I'm a journalist and agree with Alexander about Cosby's distain of media people who are not part of his "Amen Corner." I have been to more than several events where Cosby has appeared, only to be told "Mr. Cosby will not be available to the media." Cosby has been criticized by many, including Dr. Dyson, for his refusal to subject himself to questions and debate from the media, academy members like Dyson and the subjects of his criticism. I would be more impressed with Cosby if he held a series of town hall meetings around the country seeking proposals on how to improve Black America; an all-day session where people would have five minutes each to make a pitch or PowerPoint presentation to Cosby.
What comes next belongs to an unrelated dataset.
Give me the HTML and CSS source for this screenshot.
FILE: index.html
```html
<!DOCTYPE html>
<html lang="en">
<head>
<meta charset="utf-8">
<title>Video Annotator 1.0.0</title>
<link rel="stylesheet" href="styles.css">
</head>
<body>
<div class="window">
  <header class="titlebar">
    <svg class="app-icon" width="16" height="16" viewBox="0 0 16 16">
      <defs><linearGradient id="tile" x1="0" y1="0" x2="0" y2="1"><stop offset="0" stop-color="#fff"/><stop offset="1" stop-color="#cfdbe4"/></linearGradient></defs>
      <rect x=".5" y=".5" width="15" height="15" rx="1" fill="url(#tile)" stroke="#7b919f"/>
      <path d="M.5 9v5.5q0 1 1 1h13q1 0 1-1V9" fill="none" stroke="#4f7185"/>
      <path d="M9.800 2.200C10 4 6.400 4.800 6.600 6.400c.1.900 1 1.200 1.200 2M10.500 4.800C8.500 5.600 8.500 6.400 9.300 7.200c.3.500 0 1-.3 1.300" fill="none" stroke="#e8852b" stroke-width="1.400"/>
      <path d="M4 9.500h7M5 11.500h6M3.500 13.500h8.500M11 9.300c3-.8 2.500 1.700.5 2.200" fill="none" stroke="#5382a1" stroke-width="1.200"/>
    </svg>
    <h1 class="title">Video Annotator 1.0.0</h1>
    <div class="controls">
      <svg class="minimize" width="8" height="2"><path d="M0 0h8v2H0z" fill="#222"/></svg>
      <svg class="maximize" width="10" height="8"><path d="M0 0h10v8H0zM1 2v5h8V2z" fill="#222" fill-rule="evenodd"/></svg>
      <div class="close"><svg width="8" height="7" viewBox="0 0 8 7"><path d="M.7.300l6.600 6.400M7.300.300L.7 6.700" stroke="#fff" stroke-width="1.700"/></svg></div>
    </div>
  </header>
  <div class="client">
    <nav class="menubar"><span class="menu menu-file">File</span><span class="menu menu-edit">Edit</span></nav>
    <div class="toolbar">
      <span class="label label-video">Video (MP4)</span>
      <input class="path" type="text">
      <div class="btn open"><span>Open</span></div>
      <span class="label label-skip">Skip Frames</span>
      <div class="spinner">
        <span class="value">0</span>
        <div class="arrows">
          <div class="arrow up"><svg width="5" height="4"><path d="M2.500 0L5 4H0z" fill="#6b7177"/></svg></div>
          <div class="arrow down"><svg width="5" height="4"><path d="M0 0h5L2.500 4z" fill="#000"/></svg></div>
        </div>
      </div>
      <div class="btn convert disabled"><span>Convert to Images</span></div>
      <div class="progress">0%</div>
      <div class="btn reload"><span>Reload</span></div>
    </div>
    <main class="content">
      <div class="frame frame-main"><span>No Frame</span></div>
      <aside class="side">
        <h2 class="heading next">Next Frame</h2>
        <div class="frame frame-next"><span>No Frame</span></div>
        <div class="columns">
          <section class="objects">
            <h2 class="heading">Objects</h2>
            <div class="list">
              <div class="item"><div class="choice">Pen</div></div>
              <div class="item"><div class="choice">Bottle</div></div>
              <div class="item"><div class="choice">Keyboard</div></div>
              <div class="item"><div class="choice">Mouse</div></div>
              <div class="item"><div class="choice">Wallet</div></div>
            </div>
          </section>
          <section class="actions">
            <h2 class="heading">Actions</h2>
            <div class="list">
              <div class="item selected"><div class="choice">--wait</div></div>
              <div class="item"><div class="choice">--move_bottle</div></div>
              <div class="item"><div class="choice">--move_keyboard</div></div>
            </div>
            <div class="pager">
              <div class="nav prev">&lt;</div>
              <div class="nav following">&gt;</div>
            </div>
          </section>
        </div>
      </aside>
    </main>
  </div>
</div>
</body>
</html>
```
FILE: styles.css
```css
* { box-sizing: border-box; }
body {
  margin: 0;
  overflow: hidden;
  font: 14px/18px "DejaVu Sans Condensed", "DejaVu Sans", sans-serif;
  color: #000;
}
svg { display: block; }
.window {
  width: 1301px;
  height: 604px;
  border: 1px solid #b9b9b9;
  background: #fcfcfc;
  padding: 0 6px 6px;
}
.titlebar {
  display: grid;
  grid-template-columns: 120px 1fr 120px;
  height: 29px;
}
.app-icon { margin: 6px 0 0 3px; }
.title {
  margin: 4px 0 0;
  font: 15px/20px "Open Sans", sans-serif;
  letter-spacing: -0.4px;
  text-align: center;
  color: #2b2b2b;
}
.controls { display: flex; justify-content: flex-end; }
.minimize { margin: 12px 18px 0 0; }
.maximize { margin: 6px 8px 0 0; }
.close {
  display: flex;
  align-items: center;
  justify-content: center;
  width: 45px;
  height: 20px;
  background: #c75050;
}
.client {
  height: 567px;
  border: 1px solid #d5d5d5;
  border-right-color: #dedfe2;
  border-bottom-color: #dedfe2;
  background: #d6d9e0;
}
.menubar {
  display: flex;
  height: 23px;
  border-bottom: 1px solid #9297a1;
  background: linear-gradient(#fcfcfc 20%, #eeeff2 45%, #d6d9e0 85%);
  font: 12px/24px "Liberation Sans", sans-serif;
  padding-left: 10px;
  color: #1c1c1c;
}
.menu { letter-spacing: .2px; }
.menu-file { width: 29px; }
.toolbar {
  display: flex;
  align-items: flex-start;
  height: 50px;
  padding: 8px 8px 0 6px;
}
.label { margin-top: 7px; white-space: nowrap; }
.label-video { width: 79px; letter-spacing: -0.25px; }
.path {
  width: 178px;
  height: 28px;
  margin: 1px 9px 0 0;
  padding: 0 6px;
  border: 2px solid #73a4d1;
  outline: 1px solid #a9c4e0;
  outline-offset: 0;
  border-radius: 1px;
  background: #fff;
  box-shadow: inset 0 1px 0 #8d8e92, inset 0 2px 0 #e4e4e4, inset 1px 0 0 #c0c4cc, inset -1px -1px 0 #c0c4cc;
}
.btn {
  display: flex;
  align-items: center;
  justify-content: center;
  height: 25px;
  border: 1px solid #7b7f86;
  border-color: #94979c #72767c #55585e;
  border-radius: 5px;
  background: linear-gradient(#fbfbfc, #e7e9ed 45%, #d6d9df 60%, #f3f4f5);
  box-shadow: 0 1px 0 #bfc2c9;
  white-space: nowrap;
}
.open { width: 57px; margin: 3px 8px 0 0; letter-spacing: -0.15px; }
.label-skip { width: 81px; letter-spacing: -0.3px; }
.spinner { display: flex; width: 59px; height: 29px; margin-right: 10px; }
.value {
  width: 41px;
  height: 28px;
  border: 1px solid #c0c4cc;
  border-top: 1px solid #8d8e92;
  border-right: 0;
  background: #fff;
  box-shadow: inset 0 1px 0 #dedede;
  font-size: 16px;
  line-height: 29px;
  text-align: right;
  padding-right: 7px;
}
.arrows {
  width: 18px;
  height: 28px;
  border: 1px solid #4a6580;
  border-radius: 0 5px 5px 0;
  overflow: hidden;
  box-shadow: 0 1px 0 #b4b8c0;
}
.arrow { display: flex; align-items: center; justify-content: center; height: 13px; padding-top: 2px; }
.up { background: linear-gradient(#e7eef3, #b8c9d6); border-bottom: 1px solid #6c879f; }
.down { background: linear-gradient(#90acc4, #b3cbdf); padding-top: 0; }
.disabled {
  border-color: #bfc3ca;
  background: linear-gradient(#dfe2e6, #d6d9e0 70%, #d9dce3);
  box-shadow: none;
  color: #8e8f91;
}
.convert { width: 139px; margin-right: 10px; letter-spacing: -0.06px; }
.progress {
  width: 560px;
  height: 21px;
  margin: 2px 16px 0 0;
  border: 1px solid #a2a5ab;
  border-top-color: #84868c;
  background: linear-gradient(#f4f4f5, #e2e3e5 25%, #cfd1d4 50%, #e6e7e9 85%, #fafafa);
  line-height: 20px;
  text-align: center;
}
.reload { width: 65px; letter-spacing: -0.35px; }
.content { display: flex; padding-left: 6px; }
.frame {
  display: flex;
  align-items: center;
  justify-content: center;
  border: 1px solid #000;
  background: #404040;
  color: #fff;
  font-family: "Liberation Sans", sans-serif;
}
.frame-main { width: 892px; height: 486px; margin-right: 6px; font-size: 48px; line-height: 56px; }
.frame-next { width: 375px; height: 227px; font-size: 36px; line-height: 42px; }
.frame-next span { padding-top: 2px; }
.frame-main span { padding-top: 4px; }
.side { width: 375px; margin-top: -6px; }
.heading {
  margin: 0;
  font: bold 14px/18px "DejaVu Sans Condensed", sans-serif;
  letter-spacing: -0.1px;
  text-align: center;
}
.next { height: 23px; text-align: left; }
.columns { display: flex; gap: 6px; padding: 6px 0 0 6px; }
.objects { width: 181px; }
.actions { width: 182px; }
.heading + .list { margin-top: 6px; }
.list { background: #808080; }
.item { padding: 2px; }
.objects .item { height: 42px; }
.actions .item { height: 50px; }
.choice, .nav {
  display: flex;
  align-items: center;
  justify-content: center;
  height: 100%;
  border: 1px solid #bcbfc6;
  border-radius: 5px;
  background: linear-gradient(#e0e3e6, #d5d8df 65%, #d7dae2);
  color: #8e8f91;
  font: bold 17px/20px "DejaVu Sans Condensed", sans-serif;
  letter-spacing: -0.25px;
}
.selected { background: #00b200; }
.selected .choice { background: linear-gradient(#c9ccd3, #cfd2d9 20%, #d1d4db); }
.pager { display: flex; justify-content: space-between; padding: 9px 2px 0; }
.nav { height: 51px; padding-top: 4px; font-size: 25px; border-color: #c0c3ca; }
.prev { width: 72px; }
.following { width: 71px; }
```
Bill could pore through the proposals and chose the best ones to fund, and write a book about why the good proposals were great projects, why some of the other proposals weren't so hot, and encourage people to submit more proposals and his peers to fund similar projects.

Harrison Chastang

San Francisco, CA

Nov 16 2007 - 11:55am

Web Letter

Thank you, previous letter writers, for saying so much I wanted to. I will simply add that in my more than ten years of reading The Nation, I have never felt such a combination of disdain and confusion. What is the substantive point Ms. Alexander is making, and where is her fact-supported defense of that point? How do the snide, ad hominem attacks on Dr. Dyson help her? And why is that whenever people start talking about airing "unpopular truths," these truths are already very popular among the Fox News crowd?
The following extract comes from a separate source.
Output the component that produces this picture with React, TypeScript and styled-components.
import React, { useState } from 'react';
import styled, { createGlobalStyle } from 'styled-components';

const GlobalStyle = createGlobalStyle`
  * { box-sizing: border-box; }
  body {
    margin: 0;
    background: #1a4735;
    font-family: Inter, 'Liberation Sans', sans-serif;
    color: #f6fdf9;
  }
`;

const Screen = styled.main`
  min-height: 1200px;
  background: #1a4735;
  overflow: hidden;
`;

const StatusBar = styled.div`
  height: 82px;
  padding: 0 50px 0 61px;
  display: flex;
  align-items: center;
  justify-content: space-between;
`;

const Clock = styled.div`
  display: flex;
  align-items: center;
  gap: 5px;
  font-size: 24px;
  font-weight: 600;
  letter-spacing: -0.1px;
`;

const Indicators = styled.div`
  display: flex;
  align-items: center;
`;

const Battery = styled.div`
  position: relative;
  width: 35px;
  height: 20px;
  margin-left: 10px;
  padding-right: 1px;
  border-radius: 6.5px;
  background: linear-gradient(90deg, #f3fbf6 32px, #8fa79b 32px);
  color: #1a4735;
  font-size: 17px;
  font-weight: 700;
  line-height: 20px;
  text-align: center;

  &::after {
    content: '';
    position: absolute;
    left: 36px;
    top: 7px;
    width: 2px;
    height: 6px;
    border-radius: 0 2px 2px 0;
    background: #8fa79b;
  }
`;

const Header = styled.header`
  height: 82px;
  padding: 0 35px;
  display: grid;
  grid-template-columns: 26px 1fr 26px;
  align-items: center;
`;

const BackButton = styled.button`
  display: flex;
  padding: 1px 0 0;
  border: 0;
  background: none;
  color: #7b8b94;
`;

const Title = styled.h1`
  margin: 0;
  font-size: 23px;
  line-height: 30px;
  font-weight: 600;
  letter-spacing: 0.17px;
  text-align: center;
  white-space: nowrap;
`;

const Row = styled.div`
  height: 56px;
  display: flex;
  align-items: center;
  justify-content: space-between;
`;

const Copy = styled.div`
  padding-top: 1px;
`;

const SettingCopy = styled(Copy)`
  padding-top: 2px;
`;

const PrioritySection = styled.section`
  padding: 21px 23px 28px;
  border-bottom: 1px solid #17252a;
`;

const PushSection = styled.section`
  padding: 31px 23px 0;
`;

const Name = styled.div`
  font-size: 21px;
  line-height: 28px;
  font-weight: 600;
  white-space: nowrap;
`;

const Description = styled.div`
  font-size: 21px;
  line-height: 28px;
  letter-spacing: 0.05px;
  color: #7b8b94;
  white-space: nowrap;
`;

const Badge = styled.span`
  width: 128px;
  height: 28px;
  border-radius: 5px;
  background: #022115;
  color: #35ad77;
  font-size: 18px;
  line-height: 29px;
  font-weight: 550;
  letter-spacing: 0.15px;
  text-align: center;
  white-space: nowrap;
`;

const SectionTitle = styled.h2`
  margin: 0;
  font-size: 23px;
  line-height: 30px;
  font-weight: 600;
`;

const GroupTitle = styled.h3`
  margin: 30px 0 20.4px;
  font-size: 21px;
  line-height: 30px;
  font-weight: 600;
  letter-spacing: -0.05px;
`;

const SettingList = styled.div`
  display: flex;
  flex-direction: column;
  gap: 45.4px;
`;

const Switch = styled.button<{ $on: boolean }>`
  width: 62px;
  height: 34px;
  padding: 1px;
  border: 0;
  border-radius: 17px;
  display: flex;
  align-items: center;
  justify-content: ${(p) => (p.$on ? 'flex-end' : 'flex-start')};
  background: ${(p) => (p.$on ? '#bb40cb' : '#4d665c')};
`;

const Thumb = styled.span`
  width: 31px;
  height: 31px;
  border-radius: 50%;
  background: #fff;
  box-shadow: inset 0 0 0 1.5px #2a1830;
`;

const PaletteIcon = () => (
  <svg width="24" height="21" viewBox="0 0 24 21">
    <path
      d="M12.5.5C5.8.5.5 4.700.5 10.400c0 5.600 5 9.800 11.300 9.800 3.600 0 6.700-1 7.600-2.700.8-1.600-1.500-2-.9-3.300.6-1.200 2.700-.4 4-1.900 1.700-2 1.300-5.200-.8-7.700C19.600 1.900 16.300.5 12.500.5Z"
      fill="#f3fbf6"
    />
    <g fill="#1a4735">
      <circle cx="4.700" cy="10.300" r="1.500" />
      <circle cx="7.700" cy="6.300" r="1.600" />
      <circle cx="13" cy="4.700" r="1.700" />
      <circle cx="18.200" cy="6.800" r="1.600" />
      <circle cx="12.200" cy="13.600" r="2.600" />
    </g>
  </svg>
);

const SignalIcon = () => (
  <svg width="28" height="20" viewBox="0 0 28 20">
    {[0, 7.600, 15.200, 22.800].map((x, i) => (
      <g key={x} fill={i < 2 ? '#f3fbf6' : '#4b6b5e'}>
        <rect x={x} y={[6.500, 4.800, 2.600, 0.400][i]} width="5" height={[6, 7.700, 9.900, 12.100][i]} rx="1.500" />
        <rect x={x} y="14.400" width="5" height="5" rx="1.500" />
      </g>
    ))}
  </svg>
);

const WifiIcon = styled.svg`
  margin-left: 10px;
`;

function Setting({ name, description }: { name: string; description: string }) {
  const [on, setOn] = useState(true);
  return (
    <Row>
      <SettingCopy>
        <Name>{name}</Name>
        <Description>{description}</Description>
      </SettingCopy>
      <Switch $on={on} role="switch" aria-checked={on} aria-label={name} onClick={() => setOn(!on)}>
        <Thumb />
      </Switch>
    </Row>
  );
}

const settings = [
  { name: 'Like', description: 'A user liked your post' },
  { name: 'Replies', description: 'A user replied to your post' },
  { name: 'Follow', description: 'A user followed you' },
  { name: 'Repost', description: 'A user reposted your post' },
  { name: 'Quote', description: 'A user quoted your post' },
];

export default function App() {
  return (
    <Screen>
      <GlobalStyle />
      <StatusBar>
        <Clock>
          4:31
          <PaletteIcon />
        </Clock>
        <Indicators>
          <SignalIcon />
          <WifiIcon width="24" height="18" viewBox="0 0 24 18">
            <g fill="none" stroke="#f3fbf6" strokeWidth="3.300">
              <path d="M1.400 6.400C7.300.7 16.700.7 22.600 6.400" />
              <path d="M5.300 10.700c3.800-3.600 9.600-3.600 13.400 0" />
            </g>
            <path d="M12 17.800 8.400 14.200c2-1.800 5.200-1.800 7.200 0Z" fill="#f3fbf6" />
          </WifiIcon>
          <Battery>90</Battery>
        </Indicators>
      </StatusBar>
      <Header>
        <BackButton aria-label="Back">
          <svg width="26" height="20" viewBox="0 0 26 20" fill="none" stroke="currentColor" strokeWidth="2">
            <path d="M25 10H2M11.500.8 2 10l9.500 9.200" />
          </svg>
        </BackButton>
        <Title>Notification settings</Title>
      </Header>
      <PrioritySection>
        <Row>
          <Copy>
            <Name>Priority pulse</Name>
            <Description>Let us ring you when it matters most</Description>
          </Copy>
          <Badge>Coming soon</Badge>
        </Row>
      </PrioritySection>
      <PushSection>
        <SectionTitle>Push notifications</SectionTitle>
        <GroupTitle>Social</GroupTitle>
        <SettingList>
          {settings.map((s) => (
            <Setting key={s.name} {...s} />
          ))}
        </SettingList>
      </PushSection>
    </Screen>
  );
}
As for the fascinating assertion that Dr. Pouissant is America's singularly relevant black intellectual, I would offer in response the name of a thinker who writes for this very magazine and who could address this puff piece while typing with one finger: Patricia Williams.

Jessica Rosenberg

San Francisco, CA

Nov 15 2007 - 7:23pm

Web Letter

If it is too much to ask that The Nation refrain from handing over its webspace to people defending their friends from criticism, is it too much to ask that the friends being defended at least be on the left? Apparently.

Steven Sherman

Carrboro, NC

Nov 15 2007 - 6:42pm

Web Letter

First, let me say I have not read Come On, People. However, I did read a transcript of Bill Cosby's diatribe against poor black people, and I also read Michael Dyson's book. I'm in my mid-40s, pretty well informed, and I am and have been a popular-culture junkie for many years. With that said, I don't remember hearing Bill Cosby speaking out in any public way about racism in this country. I might be wrong, but did he say anything about the Jena Six? Again, I might be wrong, but did I hear Bill Cosby--or Dr. Poussaint for that matter--say anything or much about the plight of the people of New Orleans? Now I realize I could be totally wrong about the things mentioned above, maybe both men have been speaking out all over about these things and it just has not been reported.

So here's my problem. The first time I hear about Bill Cosby talking about the plight of black people in this country in any public way, it's a vicious, rather mean-spirited attack not on racism but on poor black people. You might want to call it truth-telling, but the way I see it here was a guy with a whole lot of power attacking people who were powerless to fight back and the most likely to not fight back. Was there some truth to what Bill Cosby had to say? Sure there was, but that is not the point. How many of the many poor neighborhoods in this country did Bill Cosby go to, how many poor black people did he talk with? Yeah, I got a problem with Bill Cosby; I'll wait to read the book to see if I have problem with it. I think people have good reason to call out Bill Cosby--at least he has the power and the means to defend himself.